To give an example, long ago, before I had the chance of having multicores in everyday use, we decided to make the native code compiler for Erlang concurrent, meaning that after we do the semantic analysis of the code we are going to be compiling each of the functions independently. This was actually a three-line change in Erlang. And since 2005 we have that. And with every new machine that comes out there we get a speed up, naturally, just because we did a three-line change back in 2005. I think this is a bit impressive and I am wondering how many other compilers out there are doing that and it’s very natural to be having in Erlang for example a single process to be compiling a single function that’s exactly what compilers are doing.

   

22. But say, in the world of today, if we imagine we have only one core, we are back to one core, will Erlang still be interesting?
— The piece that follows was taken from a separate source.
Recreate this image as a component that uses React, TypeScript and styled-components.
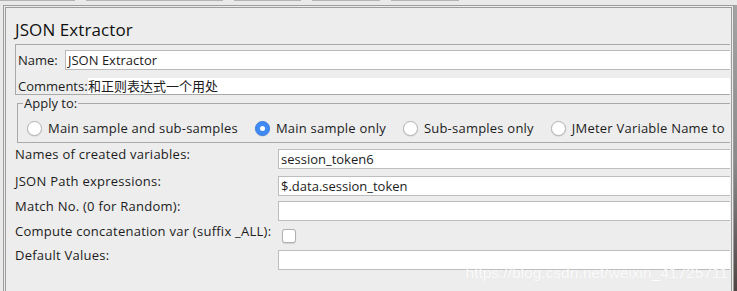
import React from "react";
import styled, { createGlobalStyle } from "styled-components";

const GlobalStyle = createGlobalStyle`
    html, body {
        margin: 0;
        padding: 0;
        background: #ececec;
    }
    body {
        font-family: "Open Sans", "Noto Sans CJK SC", sans-serif;
    }
`;

const tabEdges = [75, 137, 67, 68, 68];

const options = [
    { label: "Main sample and sub-samples", checked: false },
    { label: "Main sample only", checked: true },
    { label: "Sub-samples only", checked: false },
    { label: "JMeter Variable Name to", checked: false },
];

interface FieldRow {
    label: string;
    value?: string;
    kind: "text" | "check";
}

const fields: FieldRow[] = [
    { label: "Names of created variables:", value: "session_token6", kind: "text" },
    { label: "JSON Path expressions:", value: "$.data.session_token", kind: "text" },
    { label: "Match No. (0 for Random):", value: "", kind: "text" },
    { label: "Compute concatenation var (suffix _ALL):", kind: "check" },
    { label: "Default Values:", value: "", kind: "text" },
];

export default function App() {
    return (
        <>
            <GlobalStyle />
            <Root>
                <TabStrip>
                    {tabEdges.map((w, i) => (
                        <TabEdge key={i} $w={w} />
                    ))}
                </TabStrip>
                <Window>
                    <Panel>
                        <Title>JSON Extractor</Title>
                        <NameBox>
                            <NameRow>
                                <InlineLabel $w={47}>Name:</InlineLabel>
                                <NameField>JSON Extractor</NameField>
                            </NameRow>
                            <CommentsRow>
                                <InlineLabel $w={70}>Comments:</InlineLabel>
                                <CommentsField>和正则表达式一个用处</CommentsField>
                            </CommentsRow>
                        </NameBox>
                        <ApplyBox>
                            <Legend>Apply to:</Legend>
                            <RadioRow>
                                {options.map((o) => (
                                    <RadioOption key={o.label}>
                                        <RadioDot $checked={o.checked} />
                                        <span>{o.label}</span>
                                    </RadioOption>
                                ))}
                            </RadioRow>
                        </ApplyBox>
                        <Form>
                            {fields.map((f) => (
                                <React.Fragment key={f.label}>
                                    <FieldLabel>{f.label}</FieldLabel>
                                    {f.kind === "text" ? (
                                        <TextField>{f.value}</TextField>
                                    ) : (
                                        <CheckCell>
                                            <CheckBox />
                                        </CheckCell>
                                    )}
                                </React.Fragment>
                            ))}
                        </Form>
                    </Panel>
                    <Edge />
                </Window>
                <Watermark>https://blog.csdn.net/weixin_41725711</Watermark>
            </Root>
        </>
    );
}

const Root = styled.div`
    position: relative;
    width: 737px;
    height: 291px;
    overflow: hidden;
    display: flex;
    flex-direction: column;
    background: #e9e9e9;
    color: #1c1c1c;
    font-size: 13px;
`;

const TabStrip = styled.div`
    height: 5px;
    display: flex;
    gap: 11px;
    align-items: flex-start;
`;

const TabEdge = styled.div<{ $w: number }>`
    width: ${(p) => p.$w}px;
    height: 1px;
    background: #b3b3b3;
`;

const Window = styled.div`
    flex: 1;
    display: flex;
    min-height: 0;
`;

const Panel = styled.div`
    margin-left: 3px;
    width: 731px;
    box-sizing: border-box;
    border: 3px double #9c9c9c;
    border-bottom: none;
    background: #ededed;
    padding: 0 1px 0 9px;
`;

const Edge = styled.div`
    flex: 1;
    background: linear-gradient(#a3a3a3, #8a8a8a 55%, #4f4444);
`;

const Title = styled.h1`
    margin: 10px 0 0;
    font-size: 17px;
    line-height: 24px;
    font-weight: 400;
    letter-spacing: 0.1px;
    color: #111;
`;

const NameBox = styled.div`
    margin-top: 2px;
    border: 1px solid #a9a9a9;
    border-right: none;
    padding: 5px 0 0 2px;
    display: flex;
    flex-direction: column;
`;

const NameRow = styled.div`
    display: flex;
    align-items: center;
    height: 20px;
`;

const InlineLabel = styled.div<{ $w: number }>`
    width: ${(p) => p.$w}px;
    flex: none;
    line-height: 16px;
`;

const NameField = styled.div`
    flex: 1;
    height: 20px;
    box-sizing: border-box;
    border: 1px solid #b9b9b9;
    border-right: none;
    background: #fff;
    padding-left: 2px;
    line-height: 18px;
`;

const CommentsRow = styled.div`
    margin-top: 8px;
    height: 16px;
    display: flex;
`;

const CommentsField = styled.div`
    flex: 1;
    background: #fff;
    line-height: 16px;
    white-space: nowrap;
`;

const ApplyBox = styled.fieldset`
    margin: 0 0 0 2px;
    border: 1px solid #a9a9a9;
    border-right: none;
    padding: 0 0 0 5px;
    min-width: 0;
`;

const Legend = styled.legend`
    padding: 0 1px;
    line-height: 16px;
    font-size: 13px;
`;

const RadioRow = styled.div`
    display: flex;
    align-items: center;
    gap: 17px;
    height: 16px;
    padding: 9px 0 6px 4px;
    white-space: nowrap;
    letter-spacing: 0.22px;
`;

const RadioOption = styled.label`
    display: flex;
    align-items: center;
    gap: 6px;
    line-height: 16px;
`;

const RadioDot = styled.span<{ $checked: boolean }>`
    position: relative;
    width: 15px;
    height: 15px;
    box-sizing: border-box;
    border-radius: 50%;
    flex: none;
    background: ${(p) => (p.$checked ? "#3f8af5" : "#fff")};
    border: 1px solid ${(p) => (p.$checked ? "#3a7fe4" : "#b4b4b4")};
    box-shadow: 0 0.5px 1px rgba(0, 0, 0, 0.15);

    &::after {
        content: "";
        display: ${(p) => (p.$checked ? "block" : "none")};
        position: absolute;
        left: 50%;
        top: 50%;
        width: 5px;
        height: 5px;
        margin: -2.5px 0 0 -2.5px;
        border-radius: 50%;
        background: #fff;
    }
`;

const Form = styled.div`
    margin-top: 6px;
    display: grid;
    grid-template-columns: 263px 1fr;
    grid-template-rows: 22px 20px 20px 19px 20px;
    row-gap: 5px;
`;

const FieldLabel = styled.div`
    line-height: 14px;
    margin-top: -2px;
    white-space: nowrap;
    letter-spacing: 0.25px;
`;

const TextField = styled.div`
    height: 20px;
    box-sizing: border-box;
    border: 1px solid #bdbdbd;
    border-right: none;
    background: #fff;
    padding-left: 2px;
    line-height: 18px;
    white-space: nowrap;
    overflow: hidden;
`;

const CheckCell = styled.div`
    display: flex;
    align-items: center;
    padding-left: 4px;
`;

const CheckBox = styled.span`
    width: 14px;
    height: 14px;
    box-sizing: border-box;
    border: 1px solid #b0b0b0;
    border-radius: 3px;
    background: #fff;
    box-shadow: 0 0.5px 1px rgba(0, 0, 0, 0.12);
`;

const Watermark = styled.div`
    position: absolute;
    right: 9px;
    bottom: 9px;
    font-family: "Liberation Sans", Arial, sans-serif;
    font-size: 15.5px;
    color: rgba(255, 255, 255, 0.9);
    text-shadow: 0 0 1px rgba(0, 0, 0, 0.06);
    pointer-events: none;
`;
I think it will be. First of all I think it’s highly unlikely that we have to go back to one core, but even if we did, as I said it’s a way of organizing programs. So concurrency is something that is natural, it happens around us naturally. So why shouldn’t it happen in the programs? I know that what I am talking about now it’s not a very scientific argument, but it’s a better way of organizing your thoughts: you split a program into smaller parts, and then you try to do these smaller parts concurrently, with as little interaction between these parts as possible. If you happen to have the luxury of having more than one core you get automatic parallelization, otherwise you just have very nicely organized program into concurrent parts.

If we end up in your example world, they might execute serially, sequentially, but I doubt we end up in this world, we will go to, at least for the foreseeable future, we are going to more and more cores, and if you have designed your programs like that, you are going to get automatic speed ups with minimal effort.

   

23. Thank you Kostis for being here for the interview.

Thanks a lot also for being here, for having this interview and I hope that I have the chance to come back next year in San Francisco Erlang Factory bit we’ll see about that.